How to Celebrate a Mexican Christmas


Christmas in Mexico is a time for families to reconnect with each other and celebrate the birth of Jesus Christ in their own unique way. The warm, tropical temperatures in most parts of the country mean that many activities happen outdoors.

Things You'll Need

  • Cribs
  • Nativity Scenes
  • Nativity Sets
  • Poinsettias
  • Candies
  • Sparklers
  • piñatas
  • Join in the celebration of "Las Posadas," when candlelight processions proceed through the town to re-create the wanderings of the Holy Family in search of lodging. Las Posadas take place starting December 16 and last until Christmas Eve.

  • Revel in the parties that traditionally follow Las Posadas. Food, drink and piñatas all add to the fun.

  • Attend the "pastorelas," which tell the story of the shepherd's quest for the Christ Child. These plays are staged in a variety of towns and cities in Mexico.

  • Plan to sing "haciendo rama," or Christmas carols, for the two weeks leading up to Christmas. The words of the songs should rhyme and be humorous to listeners.

  • Place a Nativity scene, or "el Nacimiento," in your home. These are frequently elaborate and may include a small Christmas tree.

  • Gather with your neighbors to decorate your street for the holidays.

  • Visit "puestos," which are stalls decked out for the holidays that sell foods (cheese, bananas, nuts and cookies) and flowers (orchids and poinsettias).

  • Attend the Mass known as "Misa de Gallo" on Christmas Eve if you're Catholic, then head home for the main Christmas meal, which includes regional dishes or even a turkey.

  • Open gifts after the meal, play the piñata game, and light sparklers, or "luces de Belen."

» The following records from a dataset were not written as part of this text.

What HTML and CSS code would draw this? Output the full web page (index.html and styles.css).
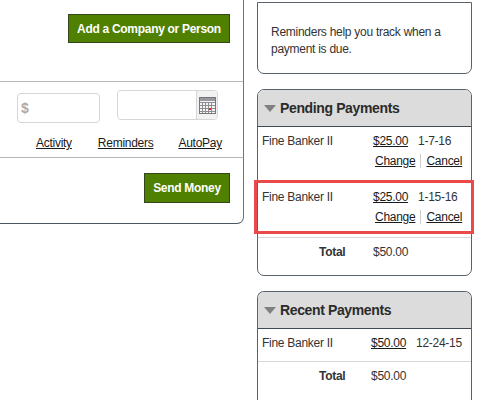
FILE: index.html
```html
<!DOCTYPE html>
<html lang="en">
<head>
    <meta charset="UTF-8">
    <title>Pay Bills</title>
    <link rel="stylesheet" href="styles.css">
</head>
<body>

    <div class="page">
        <div class="main-panel">
            <div class="add-section">
                <button class="green-btn add-btn">Add a Company or Person</button>
            </div>

            <div class="payment-section">
                <div class="fields">
                    <input class="amount-input" type="text" placeholder="$">
                    <div class="date-field">
                        <input class="date-input" type="text">
                        <span class="calendar-btn">
                            <svg width="17" height="17" viewBox="0 0 17 17">
                                <rect x="0.5" y="0.5" width="16" height="16" fill="#f6f6f6" stroke="#77757a"/>
                                <rect x="1" y="1" width="15" height="3" fill="#9a989d"/>
                                <path d="M1 5.5h15M1 8.5h15M1 11.5h15M1 14.5h15M3.5 5v11M6.5 5v11M9.5 5v11M12.5 5v11" stroke="#8f8d92" fill="none"/>
                                <rect x="10" y="11" width="2" height="2" fill="#e8232a"/>
                            </svg>
                        </span>
                    </div>
                </div>
                <div class="links">
                    <a href="#">Activity</a>
                    <a href="#">Reminders</a>
                    <a href="#">AutoPay</a>
                </div>
            </div>

            <div class="send-section">
                <button class="green-btn send-btn">Send Money</button>
            </div>
        </div>

        <div class="side-column">
            <div class="card reminder-card">
                <p>Reminders help you track when a payment is due.</p>
            </div>

            <div class="card">
                <h2 class="card-title"><span class="arrow"></span>Pending Payments</h2>
                <div class="pay-row">
                    <div class="pay-line">
                        <span class="payee">Fine Banker II</span>
                        <a class="amount" href="#">$25.00</a>
                        <span>1-7-16</span>
                    </div>
                    <div class="pay-actions">
                        <a href="#">Change</a><span class="sep"></span><a href="#">Cancel</a>
                    </div>
                </div>
                <div class="pay-row highlighted">
                    <div class="pay-line">
                        <span class="payee">Fine Banker II</span>
                        <a class="amount" href="#">$25.00</a>
                        <span>1-15-16</span>
                    </div>
                    <div class="pay-actions">
                        <a href="#">Change</a><span class="sep"></span><a href="#">Cancel</a>
                    </div>
                </div>
                <div class="total-row">
                    <span class="total-label">Total</span>
                    <span>$50.00</span>
                </div>
            </div>

            <div class="card recent-card">
                <h2 class="card-title"><span class="arrow"></span>Recent Payments</h2>
                <div class="pay-row recent-row">
                    <div class="pay-line">
                        <span class="payee">Fine Banker II</span>
                        <a class="amount recent-amount" href="#">$50.00</a>
                        <span>12-24-15</span>
                    </div>
                </div>
                <div class="total-row recent-total">
                    <span class="total-label">Total</span>
                    <span>$50.00</span>
                </div>
            </div>
        </div>
    </div>

</body>
</html>
```

FILE: styles.css
```css
html, body {
    margin: 0;
    height: 400px;
    overflow: hidden;
    background: #fff;
}

body {
    font-family: "Liberation Sans", Arial, sans-serif;
    font-size: 12px;
    letter-spacing: -0.27px;
    color: #333;
}

a {
    color: #1a1a1a;
}

.page {
    display: flex;
    align-items: flex-start;
    gap: 13px;
}

/* left panel, cut off by the window on top and left */
.main-panel {
    width: 244px;
    height: 224px;
    box-sizing: border-box;
    border-right: 1px solid #6d7580;
    border-bottom: 1px solid #4c5560;
    border-bottom-right-radius: 7px;
    flex-shrink: 0;
}

.add-section {
    height: 82px;
    box-sizing: border-box;
    padding: 14px 13px 0 0;
    display: flex;
    justify-content: flex-end;
    align-items: flex-start;
    border-bottom: 1px solid #b4b6b9;
}

.green-btn {
    font-family: "Liberation Sans", Arial, sans-serif;
    font-size: 12px;
    font-weight: bold;
    letter-spacing: -0.3px;
    color: #fff;
    background: #4f8000;
    border: 1px solid #36451f;
    padding: 0;
}

.add-btn {
    width: 162px;
    height: 29px;
}

.send-btn {
    width: 86px;
    height: 30px;
}

.payment-section {
    height: 76px;
    box-sizing: border-box;
    border-bottom: 1px solid #b4b6b9;
    padding-top: 8px;
}

.fields {
    display: flex;
    align-items: flex-start;
    padding-left: 17px;
    gap: 17px;
}

.amount-input {
    width: 83px;
    height: 30px;
    box-sizing: border-box;
    margin-top: 3px;
    border: 1px solid #d6d6d6;
    border-radius: 4px;
    padding: 0 3px;
    font-family: "Liberation Sans", Arial, sans-serif;
    font-size: 14px;
    font-weight: bold;
}

.amount-input::placeholder {
    color: #aaa;
}

.date-field {
    display: flex;
    width: 101px;
    height: 30px;
    box-sizing: border-box;
    border: 1px solid #d6d6d6;
    border-radius: 4px;
}

.date-input {
    width: 78px;
    border: 0;
    border-right: 1px solid #d6d6d6;
    padding: 0;
    background: #fff;
    border-radius: 4px 0 0 4px;
}

.calendar-btn {
    flex: 1;
    display: flex;
    align-items: center;
    justify-content: center;
    background: #f2f2f2;
    border-radius: 0 4px 4px 0;
}

.links {
    display: flex;
    margin-top: 13px;
    padding-left: 36px;
}

.links a:nth-child(1) {
    margin-right: 26px;
}

.links a:nth-child(2) {
    margin-right: 25px;
}

.send-section {
    display: flex;
    justify-content: flex-end;
    padding: 15px 13px 0 0;
}

/* right column */
.side-column {
    width: 215px;
    flex-shrink: 0;
    display: flex;
    flex-direction: column;
    gap: 15px;
}

.card {
    border: 1px solid #59626d;
    border-radius: 7px;
    background: #fff;
}

.reminder-card {
    height: 72px;
    box-sizing: border-box;
    margin-top: 2px;
    border-radius: 0 0 7px 7px;
}

.reminder-card p {
    margin: 21px 13px 0 13px;
    line-height: 17px;
}

.card-title {
    margin: 0;
    height: 36px;
    display: flex;
    align-items: center;
    gap: 4px;
    padding-left: 6px;
    font-size: 14px;
    letter-spacing: -0.37px;
    color: #2b2b2b;
    background: #dcdcdc;
    border-bottom: 1px solid #3f4a55;
    border-radius: 6px 6px 0 0;
}

.arrow {
    width: 0;
    height: 0;
    border-left: 6px solid transparent;
    border-right: 6px solid transparent;
    border-top: 7px solid #808080;
}

.pay-row {
    height: 54px;
    box-sizing: border-box;
    padding: 5px 5px 0 4px;
}

.pay-line {
    display: flex;
    height: 17px;
    align-items: center;
}

.payee {
    width: 111px;
}

.amount {
    width: 45px;
}

.pay-actions {
    display: flex;
    align-items: center;
    margin-top: 5px;
    padding-left: 113px;
}

.sep {
    width: 1px;
    height: 14px;
    margin: 0 5px;
    background: #ccc;
}

.highlighted {
    position: relative;
    height: 53px;
    padding-top: 7px;
}

.highlighted::after {
    content: "";
    position: absolute;
    top: -1px;
    left: -4px;
    right: -3px;
    bottom: 0;
    border: 3px solid #ea4a4a;
}

.total-row {
    display: flex;
    align-items: center;
    height: 38px;
    box-sizing: border-box;
    border-top: 1px solid #d8d8d8;
    margin-top: 3px;
    padding-left: 61px;
    padding-bottom: 10px;
}

.total-label {
    width: 54px;
    font-weight: bold;
}

/* cut off by the bottom of the window, so no bottom border */
.recent-card {
    border-bottom: 0;
    border-radius: 7px 7px 0 0;
    padding-bottom: 1px;
}

.recent-row {
    height: 32px;
}

.recent-amount {
    margin-left: -2px;
}

.recent-total {
    margin-top: 0;
}

.recent-total .total-label {
    width: 52px;
}
```
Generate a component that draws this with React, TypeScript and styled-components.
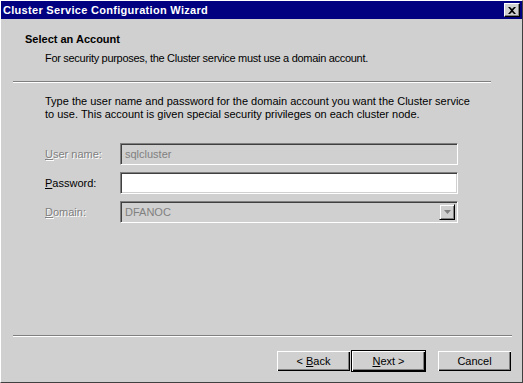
import React from "react";
import styled, { createGlobalStyle } from "styled-components";

const Global = createGlobalStyle`
  html, body { margin: 0; padding: 0; background: #d0d0d0; }
  body { font-family: "Liberation Sans", Arial, sans-serif; font-size: 11px; color: #000; }
  * { box-sizing: border-box; }
`;

const Window = styled.div`
  width: 523px;
  height: 383px;
  background: #d0d0d0;
  border-left: 1px solid #ffffff;
  border-top: 1px solid #ffffff;
  border-right: 1px solid #404040;
  border-bottom: 1px solid #404040;
  display: flex;
  flex-direction: column;
`;

const TitleBar = styled.div`
  height: 18px;
  background: #000080;
  display: flex;
  align-items: center;
  justify-content: space-between;
  padding: 0 2px 0 2px;
`;

const Title = styled.div`
  color: #fff;
  font-weight: bold;
  font-size: 11px;
  letter-spacing: 0.3px;
`;

const CloseButton = styled.div`
  width: 16px;
  height: 14px;
  background: #d0d0d0;
  border-top: 1px solid #fff;
  border-left: 1px solid #fff;
  border-right: 1px solid #000;
  border-bottom: 1px solid #000;
  box-shadow: inset -1px -1px 0 #808080;
  display: flex;
  align-items: center;
  justify-content: center;
`;

const Header = styled.div`
  padding: 14px 0 0 24px;
  height: 62px;
`;

const HeaderTitle = styled.div`
  font-weight: bold;
  font-size: 11px;
  line-height: 13px;
`;

const HeaderSub = styled.div`
  margin-top: 6px;
  padding-left: 20px;
  line-height: 13px;
  letter-spacing: -0.3px;
`;

const Separator = styled.div<{ $right: number }>`
  margin: 0 ${(p) => p.$right}px 0 12px;
  height: 2px;
  border-top: 1px solid #808080;
  border-bottom: 1px solid #ffffff;
`;

const Body = styled.div`
  flex: 1;
  padding: 12px 0 0 44px;
`;

const Intro = styled.div`
  line-height: 13px;
  width: 436px;
`;

const Form = styled.div`
  margin-top: 22px;
  display: grid;
  grid-template-columns: 75px 338px;
  row-gap: 7px;
  align-items: center;
`;

const Label = styled.div<{ $disabled?: boolean }>`
  color: ${(p) => (p.$disabled ? "#808080" : "#000")};
  text-shadow: ${(p) => (p.$disabled ? "1px 1px 0 #fff" : "none")};
  u { text-decoration: underline; }
`;

const Field = styled.div<{ $disabled?: boolean }>`
  height: 22px;
  background: ${(p) => (p.$disabled ? "#d0d0d0" : "#fff")};
  border-top: 1px solid #808080;
  border-left: 1px solid #808080;
  border-right: 1px solid #fff;
  border-bottom: 1px solid #fff;
  box-shadow: inset 1px 1px 0 #404040, inset -1px -1px 0 #d0d0d0;
  color: #808080;
  display: flex;
  align-items: center;
  justify-content: space-between;
  padding: 0 2px 0 4px;
`;

const DropButton = styled.div`
  width: 16px;
  height: 16px;
  background: #d0d0d0;
  border-top: 1px solid #d0d0d0;
  border-left: 1px solid #d0d0d0;
  border-right: 1px solid #000;
  border-bottom: 1px solid #000;
  box-shadow: inset 1px 1px 0 #fff, inset -1px -1px 0 #808080;
  display: flex;
  align-items: center;
  justify-content: center;
`;

const Footer = styled.div`
  height: 45px;
  display: flex;
  justify-content: flex-end;
  align-items: flex-start;
  padding: 13px 10px 0 0;
`;

const Button = styled.div<{ $default?: boolean; $gap?: number }>`
  width: 75px;
  height: 22px;
  margin-left: ${(p) => p.$gap ?? 0}px;
  display: flex;
  align-items: center;
  justify-content: center;
  background: #d0d0d0;
  border: 1px solid ${(p) => (p.$default ? "#000" : "transparent")};
  box-shadow: inset 1px 1px 0 #fff, inset -1px -1px 0 #000, inset -2px -2px 0 #808080;
`;

export default function App() {
  return (
    <>
      <Global />
      <Window>
        <TitleBar>
          <Title>Cluster Service Configuration Wizard</Title>
          <CloseButton>
            <svg width="8" height="7" viewBox="0 0 8 7">
              <path d="M0 0h2l2 2 2-2h2L5 3.5 8 7H6L4 5 2 7H0l3-3.5z" fill="#000" />
            </svg>
          </CloseButton>
        </TitleBar>
        <Header>
          <HeaderTitle>Select an Account</HeaderTitle>
          <HeaderSub>For security purposes, the Cluster service must use a domain account.</HeaderSub>
        </Header>
        <Separator $right={31} />
        <Body>
          <Intro>
            Type the user name and password for the domain account you want the Cluster service
            to use. This account is given special security privileges on each cluster node.
          </Intro>
          <Form>
            <Label $disabled>
              <u>U</u>ser name:
            </Label>
            <Field $disabled>sqlcluster</Field>
            <Label>
              <u>P</u>assword:
            </Label>
            <Field />
            <Label $disabled>
              <u>D</u>omain:
            </Label>
            <Field $disabled>
              DFANOC
              <DropButton>
                <svg width="7" height="4" viewBox="0 0 7 4">
                  <path d="M0 0h7L3.5 4z" fill="#808080" />
                </svg>
              </DropButton>
            </Field>
          </Form>
        </Body>
        <Separator $right={10} />
        <Footer>
          <Button>
            &lt;&nbsp;<u>B</u>ack
          </Button>
          <Button $default>
            <u>N</u>ext&nbsp;&gt;
          </Button>
          <Button $gap={11}>Cancel</Button>
        </Footer>
      </Window>
    </>
  );
}
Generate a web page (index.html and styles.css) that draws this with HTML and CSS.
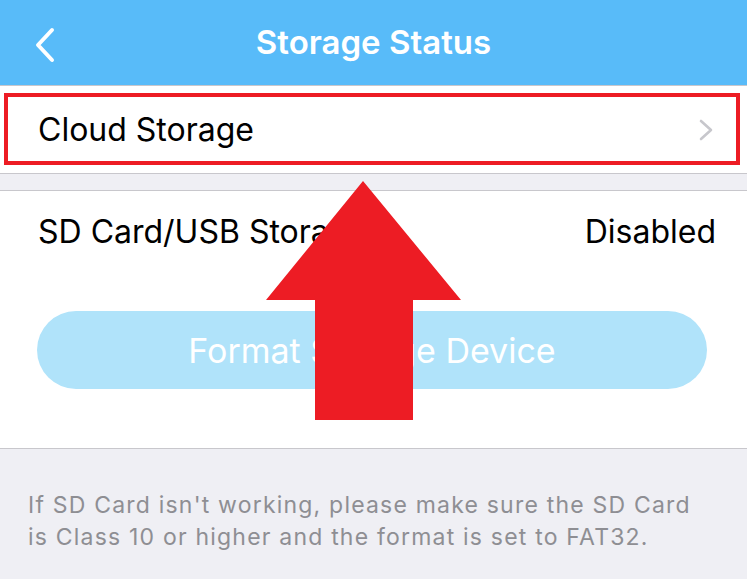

  • Relax on Christmas Day and serve a simple meal of leftovers from the evening before.

Tips & Warnings

  • Many people in Mexico choose not to exchange gifts.
  • Poinsettias have been an important part of the Mexican Christmas celebration since the 17th century, when a little boy named Pablo brought some green branches to the Nativity scene. According to legend, when he laid them beside the Christ Child, a red, star-shaped flower blossomed.
  • Some children in Mexico believe in Santa Claus, but others give their Christmas wishes to "El Niño Dios," the Christ Child.
  • "Feliz Navidad" means "Merry Christmas" in Mexico.
  • Mexico is a large country made up of many ethnic and cultural groups, so Christmas traditions can be quite diverse and cannot be generalized. The preceding steps represent a few examples of local traditions that may or may not be appropriate for your personal celebration of Christmas.